Saturday, June 18, 2011
USCCB Socially Responsible Investment Guidelines - Part 7: Encouraging Corporate Responsibility
This category is in fact a summary and also a catch-all. What does it mean to be a good corporate citizen? It really boils down to a company behaving in ways that are acceptable to the society in which it operates. Largely, it is a question of morality. Therefore, this category should not be new to us by now. By looking at the previous 5 categories of protecting human life, promoting human dignity, reducing arms production, pursuing economic justice, and protecting the environment, we would know what a good corporate citizen looks like.
In my opinion, there are 3 main categories of corporate citizens: the bad, the questionable, and the good. The bad is an easy one; the company is really all about making money. If corners could be cut, you can be sure they'd be cut. If they screw up something, they will try to cover it up. A good example would be Johnson and Johnson (Ticker: JNJ), with its recent drug recall fiascoes. The questionable may include Google (Ticker: GOOG). Google's got some nice initiatives, which includes the promotion of renewable energy, but it also has some left leaning tendencies, such as support for gay marriages. Lastly, the good are the bullet proof companies, where their business is beneficial to society, and it is not plagued by moral issues. I have yet to find such a company. Why not? It's simply because I'm just a regular joe. I don't even know half of what's going on in the company at which I work, how is it possible to verify that all of activities of any one company are ethical?

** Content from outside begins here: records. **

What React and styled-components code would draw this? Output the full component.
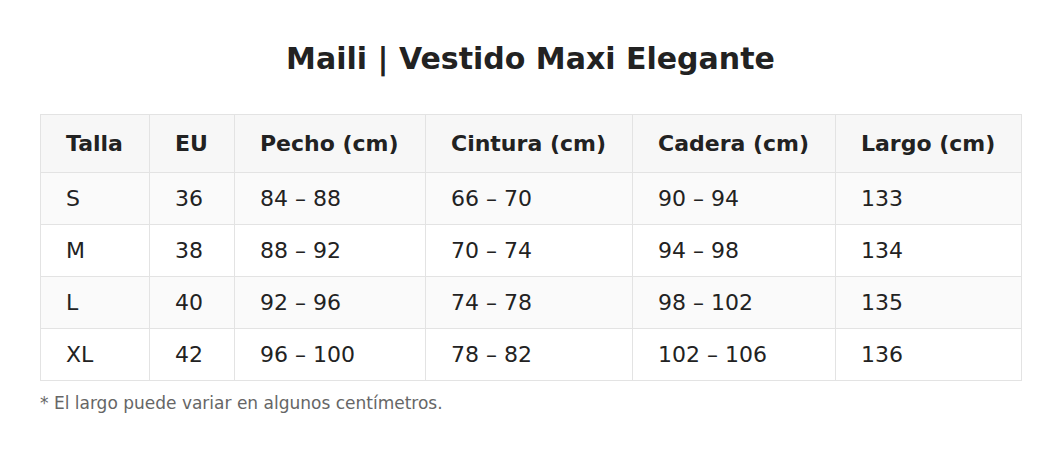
import React from "react";
import styled, { createGlobalStyle } from "styled-components";

const Global = createGlobalStyle`
  html, body { margin: 0; padding: 0; background: #fff; }
  body { font-family: "DejaVu Sans", Verdana, sans-serif; color: #222; }
`;

const Page = styled.div`
  padding: 41px 40px 20px;
`;

const Title = styled.h1`
  margin: 0 0 37px;
  text-align: center;
  font-size: 30px;
  line-height: 36px;
  font-weight: bold;
  color: #222;
`;

const Table = styled.table`
  width: 981px;
  border-collapse: collapse;
  table-layout: fixed;
  font-size: 22px;
`;

const HeadCell = styled.th`
  height: 57px;
  padding: 0 0 0 25px;
  text-align: left;
  font-weight: bold;
  background: #f7f7f7;
  border: 1px solid #e3e3e3;
  color: #222;
`;

const Row = styled.tr`
  background: ${(p) => (p.$striped ? "#fafafa" : "#fff")};
`;

const Cell = styled.td`
  height: 51px;
  padding: 0 0 0 25px;
  border: 1px solid #e3e3e3;
  color: #222;
`;

const Note = styled.p`
  margin: 12px 0 0;
  font-size: 17px;
  color: #666;
`;

const widths = [109, 85, 191, 207, 203, 186];
const headers = ["Talla", "EU", "Pecho (cm)", "Cintura (cm)", "Cadera (cm)", "Largo (cm)"];
const rows = [
  ["S", "36", "84 – 88", "66 – 70", "90 – 94", "133"],
  ["M", "38", "88 – 92", "70 – 74", "94 – 98", "134"],
  ["L", "40", "92 – 96", "74 – 78", "98 – 102", "135"],
  ["XL", "42", "96 – 100", "78 – 82", "102 – 106", "136"],
];

export default function App() {
  return (
    <Page>
      <Global />
      <Title>Maili | Vestido Maxi Elegante</Title>
      <Table>
        <colgroup>
          {widths.map((w, i) => (
            <col key={i} style={{ width: w }} />
          ))}
        </colgroup>
        <thead>
          <tr>
            {headers.map((h) => (
              <HeadCell key={h}>{h}</HeadCell>
            ))}
          </tr>
        </thead>
        <tbody>
          {rows.map((r, i) => (
            <Row key={r[0]} $striped={i % 2 === 0}>
              {r.map((c, j) => (
                <Cell key={j}>{c}</Cell>
              ))}
            </Row>
          ))}
        </tbody>
      </Table>
      <Note>* El largo puede variar en algunos centímetros.</Note>
    </Page>
  );
}
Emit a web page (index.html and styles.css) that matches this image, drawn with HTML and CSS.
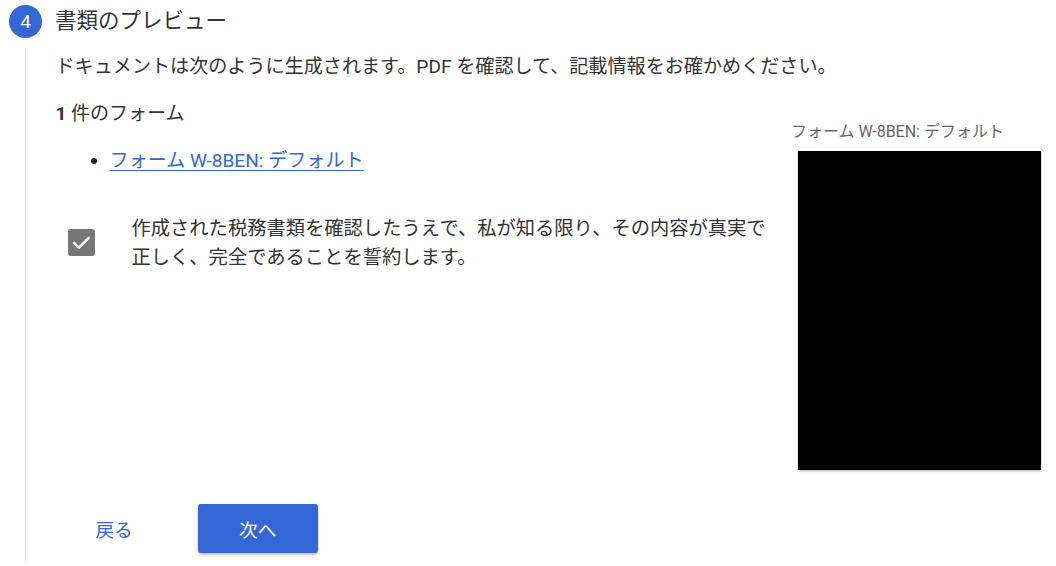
FILE: index.html
```html
<!DOCTYPE html>
<html lang="ja">
<head>
<meta charset="utf-8">
<title>書類のプレビュー</title>
<link rel="stylesheet" href="styles.css">
</head>
<body>
<section class="step">
  <header class="step-head">
    <span class="step-num">4</span>
    <h2 class="step-title">書類のプレビュー</h2>
  </header>
  <div class="step-body">
    <p class="desc">ドキュメントは次のように生成されます。PDF を確認して、記載情報をお確かめください。</p>
    <div class="cols">
      <div class="main">
        <p class="count"><b class="num">1</b> 件のフォーム</p>
        <ul class="forms">
          <li><a href="#" class="form-link">フォーム W-8BEN: デフォルト</a></li>
        </ul>
        <label class="agree">
          <span class="cbox">
            <svg viewBox="0 0 24 24" width="25" height="25"><path d="M5 12.5l4.5 4.4L19 7.5" fill="none" stroke="#fff" stroke-width="2.4" stroke-linecap="round" stroke-linejoin="round"/></svg>
          </span>
          <span class="agree-text">作成された税務書類を確認したうえで、私が知る限り、その内容が真実で正しく、完全であることを誓約します。</span>
        </label>
      </div>
      <aside class="preview">
        <div class="preview-cap">フォーム W-8BEN: デフォルト</div>
        <div class="preview-doc"></div>
      </aside>
    </div>
    <div class="actions">
      <button class="btn-back" type="button">戻る</button>
      <button class="btn-next" type="button">次へ</button>
    </div>
  </div>
</section>
</body>
</html>
```
FILE: styles.css
```css
* { box-sizing: border-box; }
html, body { margin: 0; padding: 0; background: #fff; }
body {
  font-family: Roboto, "Noto Sans CJK JP", sans-serif;
  color: #333;
  width: 1056px;
  height: 566px;
  overflow: hidden;
}
.step { padding: 5px 0 0 9px; }
.step-head {
  display: flex;
  align-items: center;
  height: 32px;
}
.step-num {
  width: 33px;
  height: 33px;
  border-radius: 50%;
  background: #3367d6;
  color: #fff;
  font-size: 19px;
  display: flex;
  align-items: center;
  justify-content: center;
  flex: none;
}
.step-title {
  margin: 0 0 0 13px;
  font-size: 21.5px;
  font-weight: 400;
  color: #333;
  line-height: 32px;
}
.step-body {
  margin: 12px 0 0 16px;
  border-left: 1.5px solid #e2e2e2;
  padding-left: 29.5px;
  height: 512px;
}
.desc {
  margin: 0;
  padding-top: 3px;
  font-size: 19.1px;
  line-height: 30px;
  color: #333;
  white-space: nowrap;
}
.cols {
  display: flex;
}
.main { flex: 1; }
.count {
  margin: 17px 0 0;
  font-size: 19px;
  line-height: 30px;
  color: #333;
}
.num { font-weight: 700; }
.forms {
  margin: 17px 0 0;
  padding-left: 54px;
  font-size: 19.1px;
  line-height: 30px;
}
.forms li::marker { color: #222; }
.form-link {
  color: #3367d6;
  text-decoration: underline;
  text-underline-offset: 3px;
  text-decoration-thickness: 1px;
}
.agree {
  display: flex;
  align-items: flex-start;
  margin-top: 38px;
  padding-left: 12px;
}
.cbox {
  width: 27px;
  height: 27px;
  margin-top: 15px;
  border-radius: 3px;
  background: #777;
  display: flex;
  align-items: center;
  justify-content: center;
  flex: none;
}
.agree-text {
  margin-left: 37px;
  width: 645px;
  font-size: 19.3px;
  line-height: 29px;
  color: #333;
}
.preview {
  width: 258px;
  flex: none;
  padding-top: 38px;
  margin-right: 6px;
}
.preview-cap {
  font-size: 16px;
  line-height: 24px;
  color: #666;
  margin-left: -1px;
}
.preview-doc {
  margin: 7px 0 0 6px;
  width: 243px;
  height: 319px;
  background: #000;
  box-shadow: 0 1px 2px rgba(0,0,0,0.3);
}
.actions {
  display: flex;
  align-items: center;
  margin-top: 34px;
  padding-left: 24px;
}
.btn-back {
  font: inherit;
  font-size: 18.6px;
  color: #3367d6;
  background: none;
  border: 0;
  padding: 0 8px;
  height: 47px;
  margin-left: 8px;
}
.btn-next {
  font: inherit;
  font-size: 18.6px;
  margin-left: 57px;
  width: 120px;
  height: 49px;
  border: 0;
  border-radius: 3px;
  background: #3367d6;
  color: #fff;
  box-shadow: 0 2px 3px rgba(0,0,0,0.25);
}
```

That is not to be a cause for concern, however. As ethical investors, we are not required to find the perfect company. As I said, that is simply not possible. What we are to do is to do the best that we can, within reason, to conduct research on a company to see if they are good corporate citizens. What does that entail? An hour or two of Google searches will likely suffice. If there are some glaring misconduct, chances are people will know about it and it will be on the Internet. If there are minor issues, you may not be able to find out about it, but then again, they likely don't warrant boycotting of their stock. In the end, what matters is really up to you. No one is pointing a gun at your head to make you screen stocks for ethical misbehaviour. God will likely not damn you to the Inferno for not spending more than a couple of hours researching either. The fact that you're looking into the corporate citizenship of a company already puts you ahead of 99% of all other investors. Give yourself a pat on the back!
Now that we've gone through the USCCB investment guidelines, I think we can safely say that we can do our due diligence when investing. Our research may not be perfect, but it's miles ahead of not doing any at all!